• **The problem**
Reproduce every record below exactly as written, leaving out any pictures.

• **Dataset entries**
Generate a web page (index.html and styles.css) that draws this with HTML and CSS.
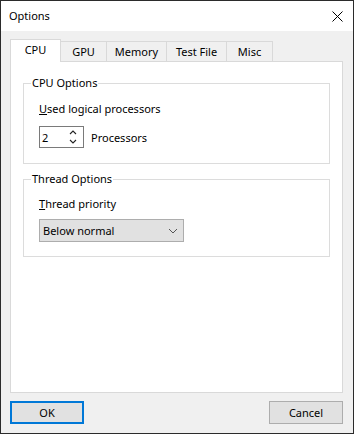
FILE: index.html
```html
<!DOCTYPE html>
<html>
<head>
<meta charset="utf-8">
<link rel="stylesheet" href="styles.css">
</head>
<body>
<div class="window">
  <div class="titlebar">
    <span class="title">Options</span>
    <svg class="close" width="11" height="11" viewBox="0 0 11 11"><path d="M0.5 0.5 L10.5 10.5 M10.5 0.5 L0.5 10.5" stroke="#000" stroke-width="1" fill="none"/></svg>
  </div>
  <div class="content">
    <div class="tabs">
      <div class="tab active">CPU</div>
      <div class="tab t-gpu">GPU</div>
      <div class="tab t-mem">Memory</div>
      <div class="tab t-file">Test File</div>
      <div class="tab t-misc">Misc</div>
    </div>
    <div class="panel">
      <fieldset class="group g-cpu">
        <legend>CPU Options</legend>
        <div class="label"><u>U</u>sed logical processors</div>
        <div class="row">
          <div class="spin">
            <span class="spin-value">2</span>
            <svg class="spin-arrows" width="8" height="16" viewBox="0 0 8 16"><path d="M1 5 L4 2 L7 5 M1 11 L4 14 L7 11" stroke="#222" stroke-width="1.1" fill="none"/></svg>
          </div>
          <span class="unit">Processors</span>
        </div>
      </fieldset>
      <fieldset class="group g-thread">
        <legend>Thread Options</legend>
        <div class="label"><u>T</u>hread priority</div>
        <div class="combo">
          <span>Below normal</span>
          <svg class="chev" width="10" height="6" viewBox="0 0 10 6"><path d="M1 1 L5 5 L9 1" stroke="#555" stroke-width="1" fill="none"/></svg>
        </div>
      </fieldset>
    </div>
    <div class="buttons">
      <div class="btn btn-default">OK</div>
      <div class="btn">Cancel</div>
    </div>
  </div>
</div>
</body>
</html>
```
FILE: styles.css
```css
html, body {
  margin: 0;
  padding: 0;
  background: #ffffff;
}
body {
  font-family: "Noto Sans", "Open Sans", sans-serif;
  font-size: 11px;
  color: #000;
}
.window {
  width: 354px;
  height: 434px;
  box-sizing: border-box;
  border: 1px solid #2b2b2b;
  display: flex;
  flex-direction: column;
}
.titlebar {
  height: 30px;
  background: #fff;
  display: flex;
  align-items: center;
  justify-content: space-between;
  padding: 0 10px 0 8px;
  flex: none;
}
.title {
  line-height: 16px;
}
.close {
  display: block;
}
.content {
  flex: 1;
  background: #f0f0f0;
  padding: 8px 10px 9px 9px;
  display: flex;
  flex-direction: column;
}
.tabs {
  height: 22px;
  display: flex;
  align-items: flex-end;
  flex: none;
}
.tab {
  box-sizing: border-box;
  height: 20px;
  border-top: 1px solid #d9d9d9;
  border-right: 1px solid #d9d9d9;
  background: #f0f0f0;
  text-align: center;
  line-height: 20px;
}
.tab.active {
  position: relative;
  z-index: 1;
  width: 51px;
  height: 23px;
  margin-bottom: -1px;
  background: #fff;
  border-left: 1px solid #d9d9d9;
  line-height: 20px;
}
.t-gpu { width: 46px; }
.t-mem { width: 60px; }
.t-file { width: 60px; }
.t-misc { width: 46px; }
.panel {
  flex: 1;
  background: #fff;
  border: 1px solid #d9d9d9;
  padding: 13px 12px 0 12px;
  display: flex;
  flex-direction: column;
}
.group {
  margin: 0;
  border: 1px solid #dcdcdc;
  padding: 10px 15px 15px 15px;
  min-width: 0;
}
.group legend {
  margin-left: -8px;
  padding: 0 1px;
  line-height: 16px;
}
.g-thread {
  margin-top: 7px;
  padding-top: 9px;
  padding-bottom: 14px;
}
.label {
  line-height: 16px;
}
.row {
  display: flex;
  align-items: center;
  margin-top: 9px;
}
.spin {
  box-sizing: border-box;
  width: 45px;
  height: 22px;
  border: 1px solid #7a7a7a;
  background: #fff;
  display: flex;
  align-items: center;
  justify-content: space-between;
  padding: 0 6px 0 2px;
}
.spin-arrows {
  display: block;
}
.unit {
  margin-left: 7px;
}
.combo {
  box-sizing: border-box;
  width: 145px;
  height: 23px;
  margin-top: 7px;
  border: 1px solid #adadad;
  background: #e1e1e1;
  display: flex;
  align-items: center;
  justify-content: space-between;
  padding: 0 5px 0 3px;
}
.chev {
  display: block;
}
.buttons {
  flex: none;
  display: flex;
  justify-content: space-between;
  margin-top: 8px;
}
.btn {
  box-sizing: border-box;
  width: 74px;
  height: 23px;
  border: 1px solid #adadad;
  background: #e1e1e1;
  display: flex;
  align-items: center;
  justify-content: center;
}
.btn-default {
  border: 2px solid #0078d7;
}
```
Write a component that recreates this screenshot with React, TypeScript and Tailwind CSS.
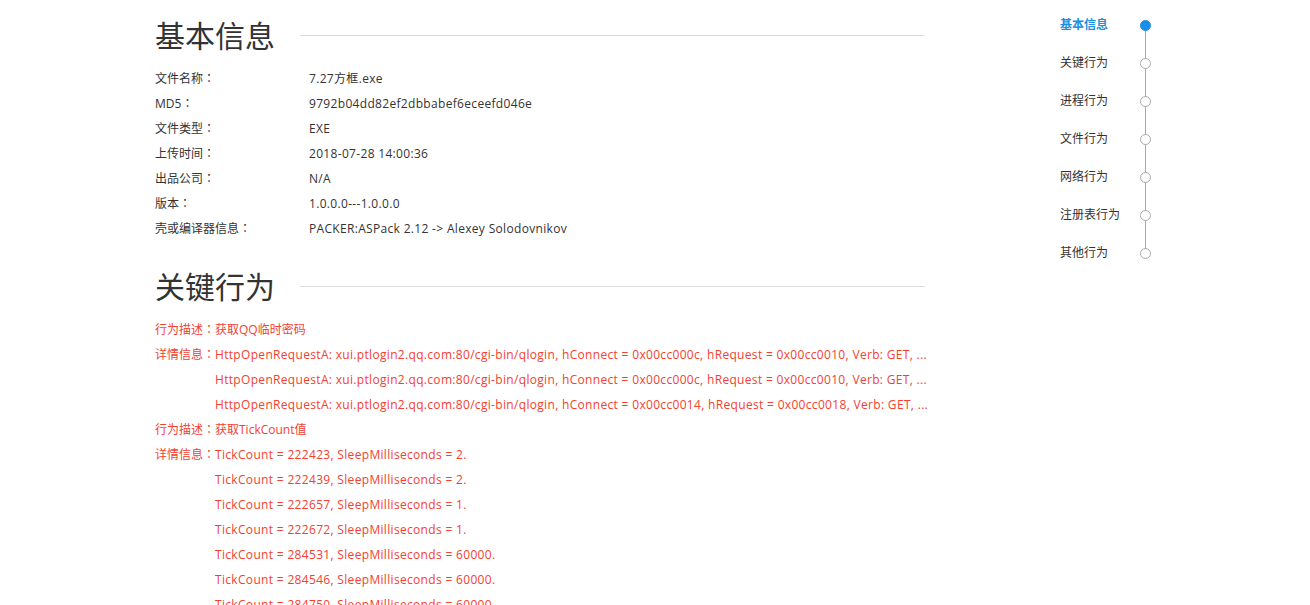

• **Answer to this exercise**
Generate a web page (index.html and styles.css) that draws this with HTML and CSS.
FILE: index.html
```html
<!DOCTYPE html>
<html>
<head>
<meta charset="utf-8">
<link rel="stylesheet" href="styles.css">
</head>
<body>
<div class="window">
  <div class="titlebar">
    <span class="title">Options</span>
    <svg class="close" width="11" height="11" viewBox="0 0 11 11"><path d="M0.5 0.5 L10.5 10.5 M10.5 0.5 L0.5 10.5" stroke="#000" stroke-width="1" fill="none"/></svg>
  </div>
  <div class="content">
    <div class="tabs">
      <div class="tab active">CPU</div>
      <div class="tab t-gpu">GPU</div>
      <div class="tab t-mem">Memory</div>
      <div class="tab t-file">Test File</div>
      <div class="tab t-misc">Misc</div>
    </div>
    <div class="panel">
      <fieldset class="group g-cpu">
        <legend>CPU Options</legend>
        <div class="label"><u>U</u>sed logical processors</div>
        <div class="row">
          <div class="spin">
            <span class="spin-value">2</span>
            <svg class="spin-arrows" width="8" height="16" viewBox="0 0 8 16"><path d="M1 5 L4 2 L7 5 M1 11 L4 14 L7 11" stroke="#222" stroke-width="1.1" fill="none"/></svg>
          </div>
          <span class="unit">Processors</span>
        </div>
      </fieldset>
      <fieldset class="group g-thread">
        <legend>Thread Options</legend>
        <div class="label"><u>T</u>hread priority</div>
        <div class="combo">
          <span>Below normal</span>
          <svg class="chev" width="10" height="6" viewBox="0 0 10 6"><path d="M1 1 L5 5 L9 1" stroke="#555" stroke-width="1" fill="none"/></svg>
        </div>
      </fieldset>
    </div>
    <div class="buttons">
      <div class="btn btn-default">OK</div>
      <div class="btn">Cancel</div>
    </div>
  </div>
</div>
</body>
</html>
```
FILE: styles.css
```css
html, body {
  margin: 0;
  padding: 0;
  background: #ffffff;
}
body {
  font-family: "Noto Sans", "Open Sans", sans-serif;
  font-size: 11px;
  color: #000;
}
.window {
  width: 354px;
  height: 434px;
  box-sizing: border-box;
  border: 1px solid #2b2b2b;
  display: flex;
  flex-direction: column;
}
.titlebar {
  height: 30px;
  background: #fff;
  display: flex;
  align-items: center;
  justify-content: space-between;
  padding: 0 10px 0 8px;
  flex: none;
}
.title {
  line-height: 16px;
}
.close {
  display: block;
}
.content {
  flex: 1;
  background: #f0f0f0;
  padding: 8px 10px 9px 9px;
  display: flex;
  flex-direction: column;
}
.tabs {
  height: 22px;
  display: flex;
  align-items: flex-end;
  flex: none;
}
.tab {
  box-sizing: border-box;
  height: 20px;
  border-top: 1px solid #d9d9d9;
  border-right: 1px solid #d9d9d9;
  background: #f0f0f0;
  text-align: center;
  line-height: 20px;
}
.tab.active {
  position: relative;
  z-index: 1;
  width: 51px;
  height: 23px;
  margin-bottom: -1px;
  background: #fff;
  border-left: 1px solid #d9d9d9;
  line-height: 20px;
}
.t-gpu { width: 46px; }
.t-mem { width: 60px; }
.t-file { width: 60px; }
.t-misc { width: 46px; }
.panel {
  flex: 1;
  background: #fff;
  border: 1px solid #d9d9d9;
  padding: 13px 12px 0 12px;
  display: flex;
  flex-direction: column;
}
.group {
  margin: 0;
  border: 1px solid #dcdcdc;
  padding: 10px 15px 15px 15px;
  min-width: 0;
}
.group legend {
  margin-left: -8px;
  padding: 0 1px;
  line-height: 16px;
}
.g-thread {
  margin-top: 7px;
  padding-top: 9px;
  padding-bottom: 14px;
}
.label {
  line-height: 16px;
}
.row {
  display: flex;
  align-items: center;
  margin-top: 9px;
}
.spin {
  box-sizing: border-box;
  width: 45px;
  height: 22px;
  border: 1px solid #7a7a7a;
  background: #fff;
  display: flex;
  align-items: center;
  justify-content: space-between;
  padding: 0 6px 0 2px;
}
.spin-arrows {
  display: block;
}
.unit {
  margin-left: 7px;
}
.combo {
  box-sizing: border-box;
  width: 145px;
  height: 23px;
  margin-top: 7px;
  border: 1px solid #adadad;
  background: #e1e1e1;
  display: flex;
  align-items: center;
  justify-content: space-between;
  padding: 0 5px 0 3px;
}
.chev {
  display: block;
}
.buttons {
  flex: none;
  display: flex;
  justify-content: space-between;
  margin-top: 8px;
}
.btn {
  box-sizing: border-box;
  width: 74px;
  height: 23px;
  border: 1px solid #adadad;
  background: #e1e1e1;
  display: flex;
  align-items: center;
  justify-content: center;
}
.btn-default {
  border: 2px solid #0078d7;
}
```
Write a component that recreates this screenshot with React, TypeScript and Tailwind CSS.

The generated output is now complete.